Critics say that instead of creating an environment for an orderly resolution that would avoid the kind of panic that ensued after the failure of Lehman Brothers, regulators are creating more risk by making a bank's failure theoretically inevitable. They added that the prohibition defeats the purpose of the discount window and the role of the Fed as the lender of last resort.

"How are you supposed to write these living wills if the assumptions regulators are making are false and inaccurate?" asked one UScommentator. "They are disconnected from what would happen in the real world."

But the Fed and the Federal Deposit Insurance Corporation, which are under pressure to avoid government bailouts in any future crisis, want to force the banks to come up with emergency plans that do not involve any government aid, even when it comes to the discount window, which is available only to banks that are in trouble rather than failing.

For the 2013 living wills, 11 banks ranging from Citigroup to Barclays were told they made unrealistic assumptions about how customers, counterparties and investors would behave in a crisis.
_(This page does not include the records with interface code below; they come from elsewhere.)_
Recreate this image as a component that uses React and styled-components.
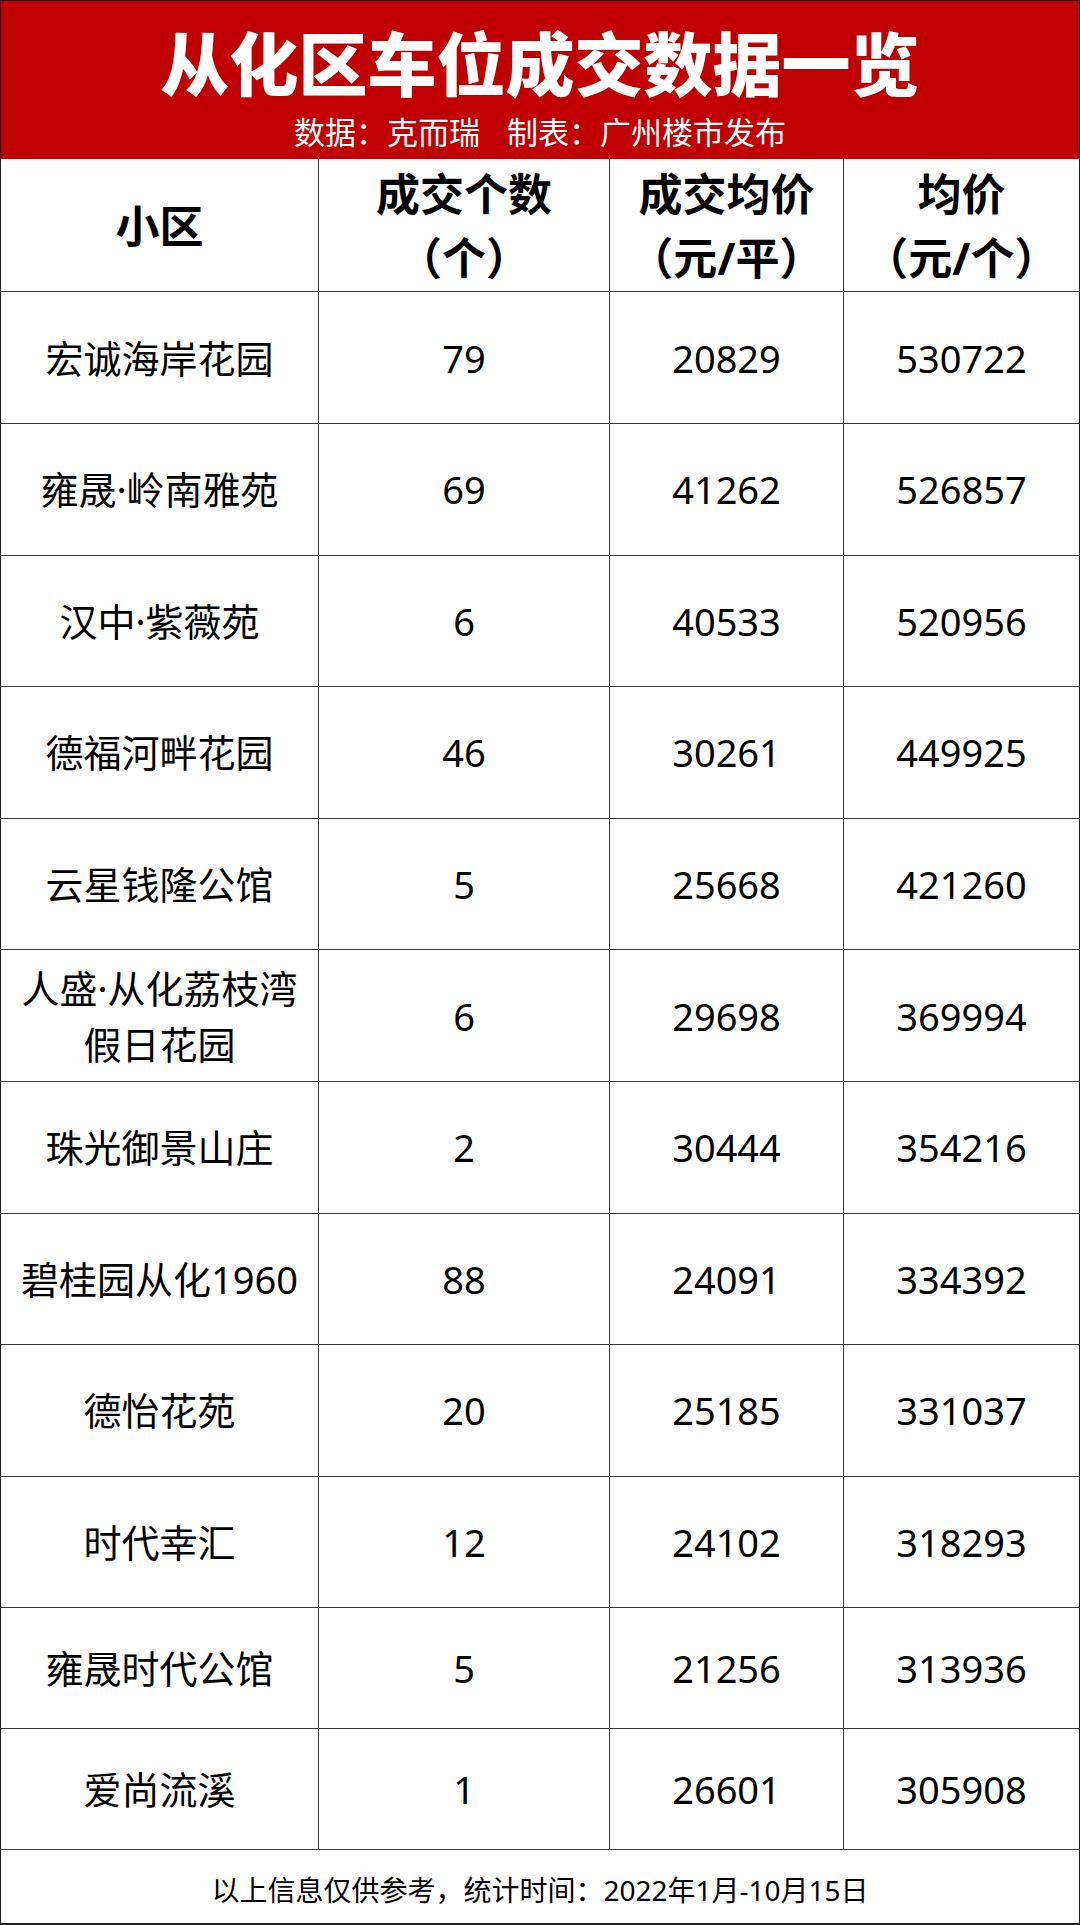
import React from "react";
import styled, { createGlobalStyle } from "styled-components";

const GlobalStyle = createGlobalStyle`
  html, body {
    margin: 0;
    padding: 0;
    background: #ffffff;
  }
  * { box-sizing: border-box; }
`;

const FONT = `"Noto Sans", "Noto Sans CJK SC", sans-serif`;
const LINE = "#3a3a3a";
const COLS = "318px 291px 234px 235px";

const Sheet = styled.div`
  width: 1080px;
  height: 1925px;
  border: 1px solid #1e1e1e;
  border-bottom-width: 2px;
  display: flex;
  flex-direction: column;
  font-family: ${FONT};
  color: #000;
  background: #fff;
`;

const Banner = styled.header`
  height: 158px;
  background: #c00000;
  display: flex;
  flex-direction: column;
  align-items: center;
  color: #fff;
`;

const Title = styled.h1`
  margin: 26px 0 0;
  font-size: 69px;
  line-height: 69px;
  height: 69px;
  font-weight: 900;
  font-family: "Noto Sans CJK SC", sans-serif;
`;

const Credits = styled.div`
  margin-top: 17px;
  display: flex;
  gap: 27px;
  font-size: 31px;
  line-height: 36px;
  height: 36px;
  font-weight: 400;
  font-family: "Noto Sans CJK SC", sans-serif;
`;

const Row = styled.div`
  display: grid;
  grid-template-columns: ${COLS};
  height: ${(p) => p.$h}px;
  border-top: ${(p) => (p.$first ? "none" : `1px solid ${LINE}`)};
  flex: none;
`;

const Cell = styled.div`
  display: flex;
  align-items: center;
  justify-content: center;
  text-align: center;
  border-right: 1px solid ${LINE};
  &:last-child { border-right: none; }
`;

const HeadCell = styled(Cell)`
  font-size: 44px;
  line-height: 64px;
  font-weight: 700;
  padding-top: 2px;
`;

const BodyCell = styled(Cell)`
  font-size: 38px;
  line-height: 56px;
  font-weight: 400;
`;

const Footer = styled.div`
  flex: 1;
  border-top: 1px solid ${LINE};
  display: flex;
  align-items: center;
  justify-content: center;
  font-size: 28px;
  padding-top: 4px;
`;

const rows = [
  ["宏诚海岸花园", "79", "20829", "530722"],
  ["雍晟·岭南雅苑", "69", "41262", "526857"],
  ["汉中·紫薇苑", "6", "40533", "520956"],
  ["德福河畔花园", "46", "30261", "449925"],
  ["云星钱隆公馆", "5", "25668", "421260"],
  [["人盛·从化荔枝湾", "假日花园"], "6", "29698", "369994"],
  ["珠光御景山庄", "2", "30444", "354216"],
  ["碧桂园从化1960", "88", "24091", "334392"],
  ["德怡花苑", "20", "25185", "331037"],
  ["时代幸汇", "12", "24102", "318293"],
  ["雍晟时代公馆", "5", "21256", "313936"],
  ["爱尚流溪", "1", "26601", "305908"],
];

const heights = [132, 131.6, 131.6, 131.6, 131.6, 131.6, 131.6, 131.6, 131.6, 131.6, 121, 121];

function Lines({ value }) {
  if (Array.isArray(value)) {
    return (
      <span>
        {value.map((v, i) => (
          <React.Fragment key={i}>
            {i > 0 && <br />}
            {v}
          </React.Fragment>
        ))}
      </span>
    );
  }
  return <span>{value}</span>;
}

export default function App() {
  return (
    <>
      <GlobalStyle />
      <Sheet>
        <Banner>
          <Title>从化区车位成交数据一览</Title>
          <Credits>
            <span>数据：克而瑞</span>
            <span>制表：广州楼市发布</span>
          </Credits>
        </Banner>
        <Row $h={132} $first>
          <HeadCell>小区</HeadCell>
          <HeadCell>
            <Lines value={["成交个数", "（个）"]} />
          </HeadCell>
          <HeadCell>
            <Lines value={["成交均价", "（元/平）"]} />
          </HeadCell>
          <HeadCell>
            <Lines value={["均价", "（元/个）"]} />
          </HeadCell>
        </Row>
        {rows.map((r, i) => (
          <Row key={i} $h={heights[i]}>
            {r.map((c, j) => (
              <BodyCell key={j}>
                <Lines value={c} />
              </BodyCell>
            ))}
          </Row>
        ))}
        <Footer>以上信息仅供参考，统计时间：2022年1月-10月15日</Footer>
      </Sheet>
    </>
  );
}
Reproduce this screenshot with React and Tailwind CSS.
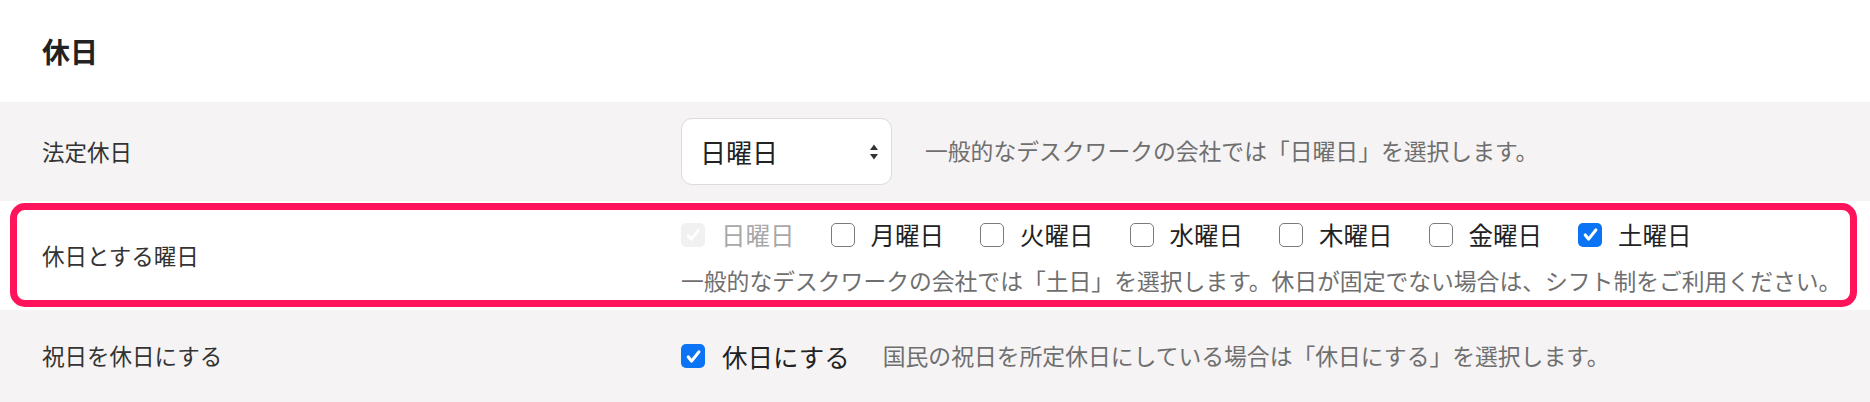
import React from 'react';

const days = [
  { name: '日曜日', checked: true, disabled: true },
  { name: '月曜日' },
  { name: '火曜日' },
  { name: '水曜日' },
  { name: '木曜日' },
  { name: '金曜日' },
  { name: '土曜日', checked: true },
];

function Check({ checked, disabled }) {
  if (disabled) {
    return (
      <span className="flex h-[24px] w-[24px] shrink-0 items-center justify-center rounded-[5px] bg-[#f1f1f1]">
        <svg viewBox="0 0 24 24" className="h-[20px] w-[20px]">
          <path d="M6 12.5l3.8 4.8 8.4-10.6" fill="none" stroke="#ffffff" strokeWidth="3.4" strokeLinecap="round" strokeLinejoin="round" />
        </svg>
      </span>
    );
  }
  if (checked) {
    return (
      <span className="flex h-[24px] w-[24px] shrink-0 items-center justify-center rounded-[5px] bg-[#0a74f5]">
        <svg viewBox="0 0 24 24" className="h-[21px] w-[21px]">
          <path d="M6 12.5l3.8 4.8 8.4-10.6" fill="none" stroke="#ffffff" strokeWidth="3.6" strokeLinecap="round" strokeLinejoin="round" />
        </svg>
      </span>
    );
  }
  return <span className="h-[24px] w-[24px] shrink-0 rounded-[5px] border-[1.5px] border-[#7b7b7b] bg-white" />;
}

export default function App() {
  return (
    <div className="w-[1870px] h-[402px] overflow-hidden bg-white text-[#333] font-['Noto_Sans_CJK_JP','Noto_Sans',sans-serif]">
      {/* heading */}
      <div className="flex h-[102px] items-center pl-[42px]">
        <h2 className="text-[28px] font-bold leading-none text-[#222]">休日</h2>
      </div>

      {/* 法定休日 */}
      <div className="grid h-[99px] grid-cols-[639px_1fr] items-center bg-[#f5f3f4] pl-[42px]">
        <div className="text-[22.5px] text-[#333]">法定休日</div>
        <div className="flex items-center gap-[33px]">
          <div className="flex h-[67px] w-[211px] items-center justify-between rounded-[11px] border-[1.5px] border-[#dcdcdc] bg-white pl-[18px] pr-[12px]">
            <span className="text-[26px] text-[#222]">日曜日</span>
            <svg viewBox="0 0 10 18" className="h-[18px] w-[10px]">
              <path d="M5 1.5L9 7H1z" fill="#333" />
              <path d="M5 16.5L9 11H1z" fill="#333" />
            </svg>
          </div>
          <span className="text-[22.8px] text-[#6f6f6f]">一般的なデスクワークの会社では「日曜日」を選択します。</span>
        </div>
      </div>

      {/* 休日とする曜日 */}
      <div className="relative grid h-[109px] grid-cols-[639px_1fr] items-center bg-white pl-[42px]">
        <div className="text-[22.5px] text-[#333]">休日とする曜日</div>
        <div className="flex flex-col gap-[11px] pt-[3px]">
          <div className="flex items-center">
            {days.map((d) => (
              <label key={d.name} className="mr-[36px] flex items-center gap-[16px]">
                <Check checked={d.checked} disabled={d.disabled} />
                <span className={`text-[24.5px] leading-[36px] ${d.disabled ? 'text-[#a8a8a8]' : 'text-[#222]'}`}>{d.name}</span>
              </label>
            ))}
          </div>
          <div className="text-[22.8px] leading-[34px] text-[#6f6f6f]">
            一般的なデスクワークの会社では「土日」を選択します。休日が固定でない場合は、シフト制をご利用ください。
          </div>
        </div>
        {/* highlight annotation */}
        <div className="pointer-events-none absolute top-[2px] bottom-[3px] left-[10px] right-[13px] rounded-[15px] border-[7px] border-[#ff135b]" />
      </div>

      {/* 祝日を休日にする */}
      <div className="grid h-[92px] grid-cols-[639px_1fr] items-center bg-[#f5f3f4] pl-[42px]">
        <div className="text-[22.5px] text-[#333]">祝日を休日にする</div>
        <div className="flex items-center">
          <label className="flex items-center gap-[17px]">
            <Check checked />
            <span className="text-[25.5px] text-[#222]">休日にする</span>
          </label>
          <span className="ml-[33px] text-[22.8px] text-[#6f6f6f]">国民の祝日を所定休日にしている場合は「休日にする」を選択します。</span>
        </div>
      </div>
    </div>
  );
}
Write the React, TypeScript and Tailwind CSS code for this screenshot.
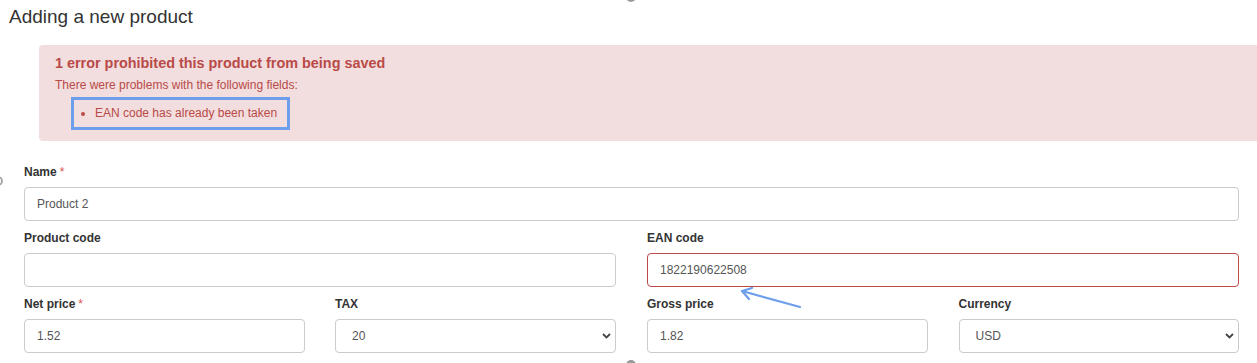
import React from 'react';

const font = "font-['Liberation_Sans',Arial,sans-serif]";

const Label = ({ text, required }: { text: string; required?: boolean }) => (
  <label className="block text-[12px] leading-[17px] font-bold text-[#333] mb-[6px]">
    {text}
    {required && <span className="text-[#d9534f] font-normal ml-[3px]">*</span>}
  </label>
);

const Input = ({ value, error }: { value: string; error?: boolean }) => (
  <input
    readOnly
    value={value}
    className={`block w-full h-[34px] rounded-[4px] border bg-white px-[12px] text-[12px] text-[#555] outline-none ${
      error ? 'border-[#b94a48]' : 'border-[#ccc]'
    }`}
  />
);

const Select = ({ value }: { value: string }) => (
  <div className="relative">
    <select
      value={value}
      onChange={() => {}}
      className="block w-full h-[34px] appearance-none rounded-[4px] border border-[#ccc] bg-white pl-[16px] pr-[24px] text-[12px] text-[#555] outline-none"
    >
      <option value={value}>{value}</option>
    </select>
    <svg
      className="pointer-events-none absolute right-[5px] top-[14px]"
      width="9"
      height="6"
      viewBox="0 0 9 6"
    >
      <path d="M1 1 L4.5 4.5 L8 1" fill="none" stroke="#444" strokeWidth="1.8" />
    </svg>
  </div>
);

const Field = ({ children }: { children: React.ReactNode }) => <div className="mb-[9px]">{children}</div>;

export default function App() {
  return (
    <div className={`${font} relative w-[1257px] h-[363px] overflow-hidden bg-white`}>
      <h1 className="pl-[9px] pt-[5px] text-[19px] leading-[23px] font-normal text-[#333]">Adding a new product</h1>

      <div className="mt-[17px] ml-[39px] -mr-[10px] rounded-[4px] bg-[#f2dede] pl-[16px] pt-[8px] pb-[11px] text-[#b94a48]">
        <h2 className="text-[14.4px] leading-[20px] font-bold">1 error prohibited this product from being saved</h2>
        <p className="mt-[4px] text-[12px] leading-[17px]">There were problems with the following fields:</p>
        <ul className="mt-[3px] ml-[16px] inline-block border-[3px] border-[#6d9eeb] py-[5px] pl-[6px] pr-[10px] text-[12px] leading-[17px]">
          <li className="flex items-center">
            <span className="mr-[10px] ml-[1px] inline-block h-[4px] w-[4px] rounded-full bg-[#b94a48]" />
            EAN code has already been taken
          </li>
        </ul>
      </div>

      <div className="ml-[24px] mr-[18px] mt-[23px]">
        <Field>
          <Label text="Name" required />
          <Input value="Product 2" />
        </Field>
        <div className="grid grid-cols-2 gap-x-[31px]">
          <Field>
            <Label text="Product code" />
            <Input value="" />
          </Field>
          <Field>
            <Label text="EAN code" />
            <Input value="1822190622508" error />
          </Field>
          <div className="grid grid-cols-2 gap-x-[30px]">
            <Field>
              <Label text="Net price" required />
              <Input value="1.52" />
            </Field>
            <Field>
              <Label text="TAX" />
              <Select value="20" />
            </Field>
          </div>
          <div className="grid grid-cols-2 gap-x-[31px]">
            <Field>
              <Label text="Gross price" />
              <Input value="1.82" />
            </Field>
            <Field>
              <Label text="Currency" />
              <Select value="USD" />
            </Field>
          </div>
        </div>
      </div>

      {/* annotation arrow */}
      <svg className="pointer-events-none absolute left-[735px] top-[283px]" width="72" height="30" viewBox="0 0 72 30">
        <path d="M65 24 L7 8" stroke="#6d9eeb" strokeWidth="2.2" fill="none" strokeLinecap="round" />
        <path d="M17 5 L7 8 L14 16" stroke="#6d9eeb" strokeWidth="2.2" fill="none" strokeLinecap="round" strokeLinejoin="round" />
      </svg>

      {/* resize handle fragments */}
      <div className="absolute left-[626px] top-[-8px] h-[10px] w-[10px] rounded-full bg-[#999]" />
      <div className="absolute left-[626px] top-[360px] h-[10px] w-[10px] rounded-full bg-[#999]" />
      <div className="absolute left-[-7px] top-[176px] h-[10px] w-[10px] rounded-full border-[2px] border-[#aaa]" />
    </div>
  );
}
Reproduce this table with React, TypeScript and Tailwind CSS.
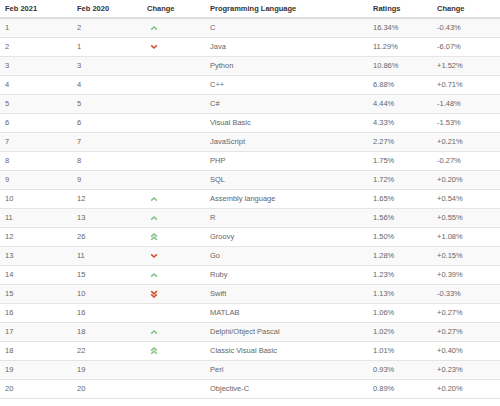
type Trend = "up" | "down" | "up2" | "down2" | "";

const rows: [number, number, Trend, string, string, string][] = [
  [1, 2, "up", "C", "16.34%", "-0.43%"],
  [2, 1, "down", "Java", "11.29%", "-6.07%"],
  [3, 3, "", "Python", "10.86%", "+1.52%"],
  [4, 4, "", "C++", "6.88%", "+0.71%"],
  [5, 5, "", "C#", "4.44%", "-1.48%"],
  [6, 6, "", "Visual Basic", "4.33%", "-1.53%"],
  [7, 7, "", "JavaScript", "2.27%", "+0.21%"],
  [8, 8, "", "PHP", "1.75%", "-0.27%"],
  [9, 9, "", "SQL", "1.72%", "+0.20%"],
  [10, 12, "up", "Assembly language", "1.65%", "+0.54%"],
  [11, 13, "up", "R", "1.56%", "+0.55%"],
  [12, 26, "up2", "Groovy", "1.50%", "+1.08%"],
  [13, 11, "down", "Go", "1.28%", "+0.15%"],
  [14, 15, "up", "Ruby", "1.23%", "+0.39%"],
  [15, 10, "down2", "Swift", "1.13%", "-0.33%"],
  [16, 16, "", "MATLAB", "1.06%", "+0.27%"],
  [17, 18, "up", "Delphi/Object Pascal", "1.02%", "+0.27%"],
  [18, 22, "up2", "Classic Visual Basic", "1.01%", "+0.40%"],
  [19, 19, "", "Perl", "0.93%", "+0.23%"],
  [20, 20, "", "Objective-C", "0.89%", "+0.20%"],
];

function TrendIcon({ t }: { t: Trend }) {
  if (!t) return null;
  const up = t === "up" || t === "up2";
  const color = up ? "#7fbf7f" : "#d2522f";
  const double = t === "up2" || t === "down2";
  return (
    <svg width="8" height="8" viewBox="0 0 8 8" className="block ml-[3px]">
      {up ? (
        <>
          <polyline points={double ? "1.2,6.8 4,4.2 6.8,6.8" : "1.2,5.6 4,3 6.8,5.6"} fill="none" stroke={color} strokeWidth="1.5" />
          {double && <polyline points="1.2,3.6 4,1 6.8,3.6" fill="none" stroke={color} strokeWidth="1.5" />}
        </>
      ) : (
        <>
          <polyline points={double ? "1.2,1.2 4,3.8 6.8,1.2" : "1.2,2.4 4,5 6.8,2.4"} fill="none" stroke={color} strokeWidth="1.6" />
          {double && <polyline points="1.2,4.4 4,7 6.8,4.4" fill="none" stroke={color} strokeWidth="1.6" />}
        </>
      )}
    </svg>
  );
}

export default function App() {
  const cell = "pl-[5px] h-[19px] align-middle border-t border-[#e4e4e4] whitespace-nowrap";
  return (
    <div className="w-[500px] h-[406px] bg-white overflow-hidden font-['Liberation_Sans',Arial,sans-serif] text-[7.5px] text-[#666]">
      <table className="w-[500px] table-fixed border-collapse">
        <colgroup>
          <col className="w-[72px]" />
          <col className="w-[70px]" />
          <col className="w-[63px]" />
          <col className="w-[163px]" />
          <col className="w-[64px]" />
          <col className="w-[68px]" />
        </colgroup>
        <thead>
          <tr className="text-[#333] font-bold text-left">
            {["Feb 2021", "Feb 2020", "Change", "Programming Language", "Ratings", "Change"].map((h, i) => (
              <th key={i} className="pl-[5px] h-[18px] align-middle border-b-2 border-[#dddddd] font-bold">
                {h}
              </th>
            ))}
          </tr>
        </thead>
        <tbody>
          {rows.map((r, i) => (
            <tr key={i} className={i % 2 === 0 ? "bg-[#f9f9f9]" : "bg-white"}>
              <td className={cell}>{r[0]}</td>
              <td className={cell}>{r[1]}</td>
              <td className={cell}>
                <TrendIcon t={r[2]} />
              </td>
              <td className={cell}>{r[3]}</td>
              <td className={cell}>{r[4]}</td>
              <td className={cell}>{r[5]}</td>
            </tr>
          ))}
          <tr>
            <td colSpan={6} className="border-t border-[#e4e4e4] h-0 p-0"></td>
          </tr>
        </tbody>
      </table>
    </div>
  );
}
In addition, they were informed that they failed to make or identify the kinds of structural changes that would be needed to ensure an orderly resolution.

The banks, however, did not receive any warning or guidance that they could no longer assume access to the discount window in the event of trouble in their 2013 plans.

Other people familiar with the process noted that the 2012 guidance said banks should not assume the US or any other government will provide "funding or capital other than in the ordinary course of business".

Agency officials have said the living wills are a learning process, and more leeway was given to banks for the 2012 process. But now regulators want banks to become more disciplined and uniform in their assumptions and justifications. Having already submitted living wills for this year before receiving the response to their 2013 plans, banks have to show improvements in their 2015 plans or risk facing financial penalties.

The Fed and the FDIC were split on their response to the living wills earlier this month. The FDIC took the more severe stance of deeming the plans "not credible", which paves the way for potentially punitive action. The Fed stopped short of that, saying instead that the banks had to immediately rectify the "shortcomings".

Both regulators must agree in order to be able to trigger various punishments such as more stringent capital or liquidity requirements, or forced divestitures.